Aguardaba con su hija en la orilla opuesta de un paso de semáforo. Había sido alumno mío en el instituto y guardábamos una buena relación desde entonces. Ganó plaza como conductor de autobuses urbanos y se convirtió también en sindicalista guerrero. Los tres esperábamos la luz verde para cruzar, por lo cual, y una vez establecido lo que los yanquis llaman «contacto visual», nos saludamos a esa distancia de unos siete metros. Podíamos, claro, haber dado voces: «¡Eh! ¿Cómo estás? ¡Cuánto ha crecido tu niña, hay que ver!», no esperar a estar cerca, gritar a la primera ocasión. Pero recurrimos al silencio oral en favor de la comunicación gestual. Así, sin mediar palabra, sólo con manos y cara, conseguimos transmitir que todo iba bien, que, en efecto, su hija ya era una moza, que yo seguía dando clases, que él estaba ese día de descanso, que la mañana primera de primavera era espléndida. No contaminamos, pues, no metimos ruido, no alzamos la voz para imponerla a los demás compañeros de cruce, para invadir sus pensamientos, su intimidad; y, sin embargo, nuestros mensajes llegaron claros y distintos. Se abrió el semáforo y, como es un tipo sornón, no pudo evitar, al cruzarnos, dejarme una sentencia: «¿Ves? Tanto catedrático de Lengua y tanto cuento, pero ¿a que nos hemos entendido sin decir palabra? No sé para qué das clases». Tenía razón.

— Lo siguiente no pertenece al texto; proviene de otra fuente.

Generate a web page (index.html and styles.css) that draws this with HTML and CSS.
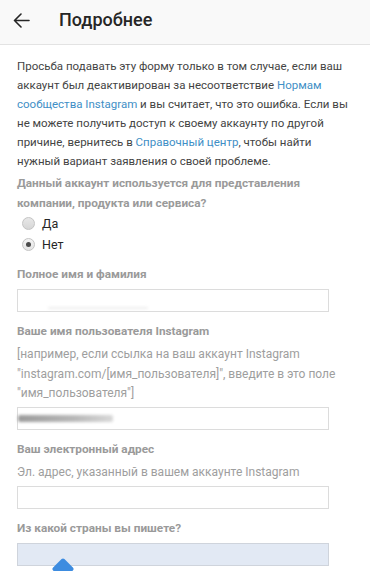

Creo que el ruido físico y psicológico a que nos somete el entorno está programado para que no pensemos ni un minuto, para que nunca nos encontremos con nosotros mismos, para que olvidemos nuestra dignidad, nuestro sentido del honor y del decoro, para ser así maquinitas muy usables y mejor manejables por el Poder. Información apabullante, tertulias excitadísimas, grandes hermanos, alborotados programas televisivos con guajes estúpidos, vagos y violentos, internet y sus millones de bulos, un dedo en el Twitter, otro en Facebook, el meñique en Tuenti..., ruido y ruido y más ruido, en fin. Hay que pararlo o bajarse de él, es urgente, es nuestra tarea más revolucionaria hoy: apagar tanto ruido, desenchufar la tiranía del agobio comunicativo constante y gritón. O nos escuchamos en silencio o estamos perdidos, en manos de la manipulación de quienes mandan y nos quieren sordos a la realidad real. «Tricicle» llena los teatros a tope con hora y media de carcajadas sin apenas una palabra. Su maestro, el gran mimo Marcel Marceau, pedía silencio y música (que son lo mismo): «La música se hace con el silencio y el silencio está lleno de música». El acaso mejor guitarrista vivo del mundo respondía a nuestra extrañeza de que pasase tanto rato en silencio, de la mano de su mujer: «Es que nos aburrimos muy bien juntos en silencio». La amenidad del silencio amical, que pedía Erasmo, el crear un silencio «ensordecedor», como clamaba bajito el bajito Benedetti. Noto que mi mente se refresca y alegra, se llena de muchas más ideas y proyectos durante los siete minutos del adagio del quinto concierto para piano de Beethoven (gratis en Spotify, a un precio de risa en las tiendas: no es elitismo), escuchado en relajado silencio, que en horas de parloteo o tediosas conferencias o barullo vocinglero. Apaguemos el ruido antes de que el ruido nos apague aún más a nosotros.